You may remember the art project in grade school, where you color in different crayons completely over a page, cover it with black crayon, then scrape off the top layer with a drawing, you would reveal a surprise of color. This child-like element of surprise is still exciting to me and is the basic way that I work with encaustic.

Working with encaustic is a very textural and almost sculptural medium for me. I carve and draw into the wax using a variety of tools that I’ve found over the years, including old ceramic, dental and garage tools. Sometimes, I just use a pencil and just draw right into the wax and paint.

I then repeat this process with another layer of wax and drawing while carving and scraping away some parts. I may repeat the process a dozen or more times over time to build up colors and layers. I compare it to a wave washing on the beach revealing new patterns and objects each time.

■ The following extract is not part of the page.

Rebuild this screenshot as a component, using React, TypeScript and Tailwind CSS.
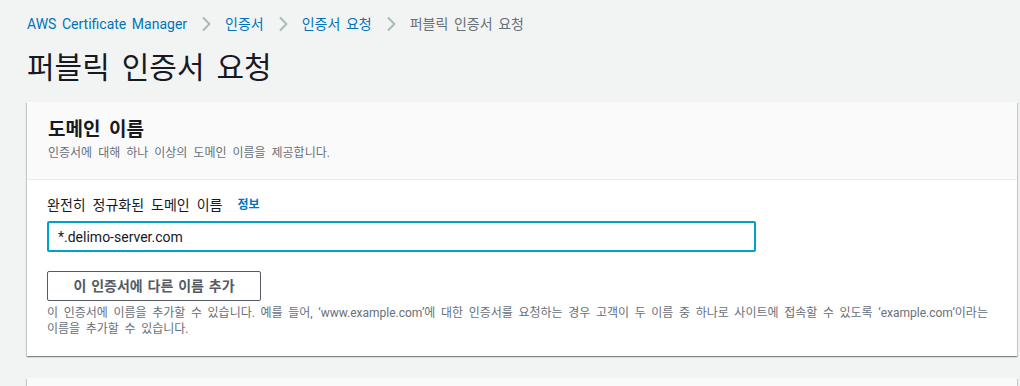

It is fun for me to reveal parts of past drawings and reveal a new image or story that didn’t exist before. It is almost like secrets and coded messages are returned, retold and rebuilt. I love stately old buildings that have a long history. As the paint and bits fall off and decay, a building’s true character is revealed. This aging process adds to the depth and beauty of the architect’s original vision. I hope that my paintings evoke memories of the past, and maybe tell a unique story through clues and fragmented bits.

Inspiration comes from my fascination with hieroglyphics, iconography, old maps, and typography. I also am intrigued by mathematical and scientific equations and formulas. Bringing these as inspirations into my work, help me to build these stories.

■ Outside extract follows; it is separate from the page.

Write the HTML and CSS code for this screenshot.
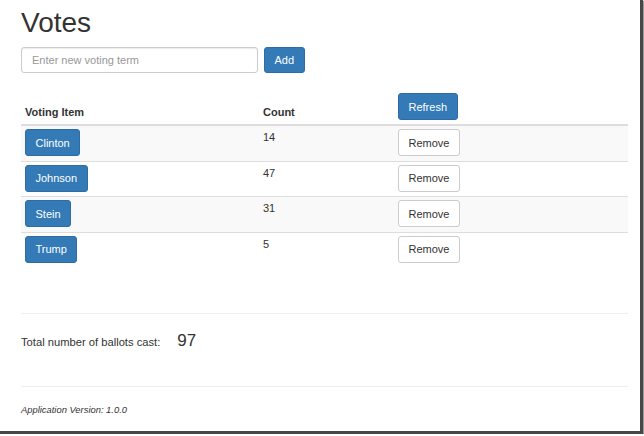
FILE: index.html
```html
<!DOCTYPE html>
<html>
<head>
<meta charset="utf-8">
<title>Votes</title>
<link rel="stylesheet" href="styles.css">
</head>
<body>
<div class="frame">
  <div class="container">
    <h1 class="title">Votes</h1>
    <form class="add-form">
      <input class="term" type="text" placeholder="Enter new voting term">
      <button class="btn btn-primary" type="button">Add</button>
    </form>
    <table class="votes">
      <thead>
        <tr>
          <th class="col-item">Voting Item</th>
          <th class="col-count">Count</th>
          <th class="col-action"><button class="btn btn-primary" type="button">Refresh</button></th>
        </tr>
      </thead>
      <tbody>
        <tr>
          <td><button class="btn btn-primary" type="button">Clinton</button></td>
          <td class="count">14</td>
          <td><button class="btn btn-default" type="button">Remove</button></td>
        </tr>
        <tr>
          <td><button class="btn btn-primary" type="button">Johnson</button></td>
          <td class="count">47</td>
          <td><button class="btn btn-default" type="button">Remove</button></td>
        </tr>
        <tr>
          <td><button class="btn btn-primary" type="button">Stein</button></td>
          <td class="count">31</td>
          <td><button class="btn btn-default" type="button">Remove</button></td>
        </tr>
        <tr>
          <td><button class="btn btn-primary" type="button">Trump</button></td>
          <td class="count">5</td>
          <td><button class="btn btn-default" type="button">Remove</button></td>
        </tr>
      </tbody>
    </table>
    <hr class="rule rule-top">
    <div class="total">
      <span class="total-label">Total number of ballots cast:</span>
      <span class="total-value">97</span>
    </div>
    <hr class="rule rule-bottom">
    <p class="footer"><em>Application Version: 1.0.0</em></p>
  </div>
</div>
</body>
</html>
```

FILE: styles.css
```css
html, body {
  margin: 0;
  padding: 0;
  background: #ffffff;
}

body {
  font-family: "Liberation Sans", Arial, sans-serif;
  font-size: 11px;
  line-height: 16px;
  color: #333333;
}

.frame {
  width: 640px;
  height: 431px;
  background: #ffffff;
  border-right: 3px solid #474747;
  border-bottom: 3px solid #474747;
  box-shadow: 1px 1px 1px #9a9a9a;
  overflow: hidden;
}

.container {
  padding: 0 12px 0 21px;
}

.title {
  margin: 7px 0 0 0;
  font-size: 28px;
  font-weight: 500;
  line-height: 31px;
  color: #333333;
}

.add-form {
  display: flex;
  gap: 6px;
  margin: 9px 0 0 0;
}

.term {
  box-sizing: border-box;
  width: 237px;
  height: 26px;
  padding: 0 10px;
  border: 1px solid #cccccc;
  border-radius: 3px;
  box-shadow: inset 0 1px 1px rgba(0, 0, 0, 0.075);
  font-family: "Liberation Sans", Arial, sans-serif;
  font-size: 11px;
  color: #555555;
  outline: none;
}

.term::placeholder {
  color: #999999;
}

.btn {
  box-sizing: border-box;
  height: 27px;
  padding: 0 9.5px;
  border: 1px solid transparent;
  border-radius: 3px;
  font-family: "Liberation Sans", Arial, sans-serif;
  font-size: 11px;
  line-height: 16px;
  cursor: pointer;
  white-space: nowrap;
}

.add-form .btn {
  height: 26px;
}

.btn-primary {
  background: #337ab7;
  border-color: #2e6da4;
  color: #ffffff;
}

.btn-default {
  background: #ffffff;
  border-color: #cccccc;
  color: #333333;
}

.votes {
  width: 607px;
  margin-top: 15px;
  border-collapse: collapse;
  border-spacing: 0;
}

.votes th {
  padding: 5px 4px 4px 4px;
  text-align: left;
  vertical-align: bottom;
  font-weight: bold;
  border-bottom: 2px solid #dddddd;
}

.col-item {
  width: 230px;
}

.col-count {
  width: 127px;
}

.votes td {
  padding: 3px 4px 4.5px 4px;
  vertical-align: top;
  border-top: 1px solid #dddddd;
}

.votes tbody tr:first-child td {
  border-top: none;
}

.votes tbody tr:nth-child(odd) td {
  background: #f9f9f9;
}

.votes td.count {
  padding-top: 3px;
}

.rule {
  margin: 0;
  border: 0;
  border-top: 1px solid #eeeeee;
  width: 607px;
}

.rule-top {
  margin-top: 46px;
}

.total {
  display: flex;
  align-items: baseline;
  gap: 17px;
  margin-top: 17px;
  line-height: 20px;
}

.total-label {
  font-size: 11.2px;
}

.total-value {
  font-size: 17px;
}

.rule-bottom {
  margin-top: 34px;
}

.footer {
  margin: 17px 0 0 0;
  font-size: 9.4px;
  line-height: 12px;
}
```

In my Arizona home, I am able paint outside from about November until early June. I stop for the summers, when it gets too hot and I lose control of consistency of the paint and wax. I love that the changes of weather, temperature and humidity all make the experience a bit challenging. But the birds singing and many bees tempted by the smell of wax “cooking”, make it a joyful experience.


Born and raised in South Bend Indiana, Christopher Jagmin was always drawing or painting, and interested in the history of art, as a young boy. As a teen, he would regularly take the train into Chicago and spend hours at the Chicago Art Institute where he discovered works by Georges, Grant Wood, Edward Hopper, and Picasso.

He attended the School of Fine arts at Indiana University, where he studied graphic design and silkscreen printing. After graduating in 1981 with an AB, Christopher Jagmin moved to Austin, Texas. There, he started his career as a graphic designer. Moving up through the ranks at small Design Studios, he moved on to Boston where he continued his career as an award winning Art Director and Creative Director. Opening his own Design and Illustration shop in 1992, his clients included many Fortune 500 companies, children book publishers, and small start-ups located throughout North America.

Christopher Jagmin is also a recognized illustrator. He currently illustrates advertising materials, children’s textbooks, greeting cards, and many commissioned and personal projects. Samples of his illustrative work can be seen at

In 2002, following his heart, he moved to Phoenix, where he currently resides with his partner, Jack. With this move, and inspired by the Sonoran Desert with it’s unique plants and animals, he started to paint again. In addition to his continuing education of art studies there, Mr. Jagmin studied Encaustic painting at the Shemer Art Museum, with Judith Walsh of Oracle, AZ. He instantly fell in love with the materials and the textural, almost sculptural qualities of the medium. He currently paints outdoors from October through June when the weather is usually beautiful, and not too hot for the process. His work was recently published in Cottage Living Magazine (October 2006).

He has also designed dinnerware, rugs, glassware, towels, and pillows. He just introduced his first collection of dinnerware in early 2007. This is a collection of black and white porcelain plates for the home market. His dinnerware can be found in boutique stores across the country and his work has been featured in major national publications.

Mr. Jagmin recently had his first encaustic painting show at the Truro Fine Art Studio in Truro. MA, and at Pod in Brookline, MA. Currently, his paintings and commissions can be seen in homes across the United States.